State v. Martinez

508 P.2d 82 | Ariz. Ct. App. | 1973

19 Ariz. App. 417 (1973)
508 P.2d 82

The STATE of Arizona, Appellee,
v.
Reynaldo R. MARTINEZ, Appellant.

No. 1 CA-CR 495.

Court of Appeals of Arizona, Division 1, Department A.

April 5, 1973.
Rehearing Denied May 17, 1973.
Review Denied July 10, 1973.

Gary K. Nelson, Atty. Gen., by William J. Schafer, III, Chief Counsel, Crim. Div., Phoenix, for appellee.

Ross P. Lee, Maricopa County Public Defender, by James H. Kemper, Deputy Public Defender, Phoenix, for appellant.

OGG, Judge.

We are asked to decide under the facts in this case if the defendant was denied the effective assistance of counsel in violation of his rights under the Sixth Amendment to the United States Constitution.

On November 26, 1969 the defendant was convicted in Maricopa County of two felony charges: Attempted Burglary and Possession of a Narcotic Drug. Imposition of sentence was suspended on each charge for a period of three years. On March 13, 1972 a hearing was held and defendant's probation on both cases was revoked. At this hearing the defendant admitted he had violated the terms of his probation by continuing his use of heroin and by committing a first degree burglary to which charge he had entered a plea of guilty on January 24, 1972.

The record discloses that he was represented by two attorneys at this revocation hearing and that neither made any statements that were reported in the record. The defendant now alleges that this silence by his attorneys was proof that he did not have adequate representation.

*418 The charge of inadequate representation can only prevail when it is shown that the proceedings were a farce or a sham. State v. Kruchten, 101 Ariz. 186, 417 P.2d 510 (1966).

An excellent discussion on the art of advocacy was set forth in the case of United States v. Stoecker, 216 F.2d 51, 52 (C.A.7, 1954):

"Advocacy is a skill and art; easy to criticize, difficult to fairly appraise. Indeed, a post-mortem of criminal trials, selected at random, would undoubtedly reveal flaws of varying magnitude in the trial techniques of respected members of the bar. Our profession is one in which hindsight is a meager measure of counsel's competency. Trial strategy is seldom viewed with a uniform eye."

Both of the attorneys representing the defendant are experienced, respected members of the Arizona Bar and in reading the transcript it appears they deemed it wise, in view of the overwhelming evidence against the defendant, to remain silent. We can only comment that in some cases the wisest trial tactic is to keep quiet and that this sometimes brilliant tactic is the hardest to learn and practice. We refuse to equate silence with incompetence. There is no evidence here that the defendant's two attorneys were incompetent or that the proceedings at the revocation were a farce or sham.

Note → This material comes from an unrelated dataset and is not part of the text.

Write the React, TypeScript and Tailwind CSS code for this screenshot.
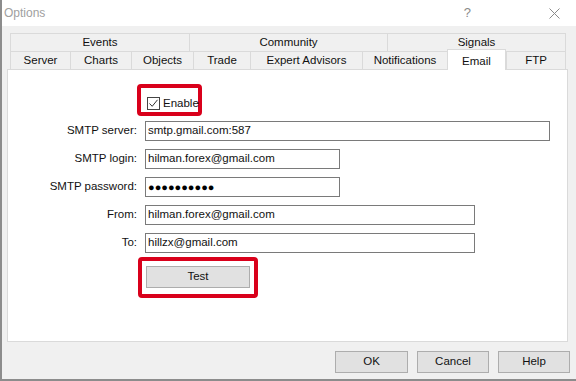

This case was argued by the Office of the Public Defender of Maricopa County in accordance with Anders v. California, 386 U.S. 738, 87 S. Ct. 1396, 18 L. Ed. 2d 493 (1967) and State v. Leon, 104 Ariz. 297, 451 P.2d 878 (1969).

Under the requirements of A.R.S. § 13-1715, we have examined the record for fundamental error and find none.

The sentences of the trial court are affirmed.

DONOFRIO, P.J., and STEVENS, J., concur.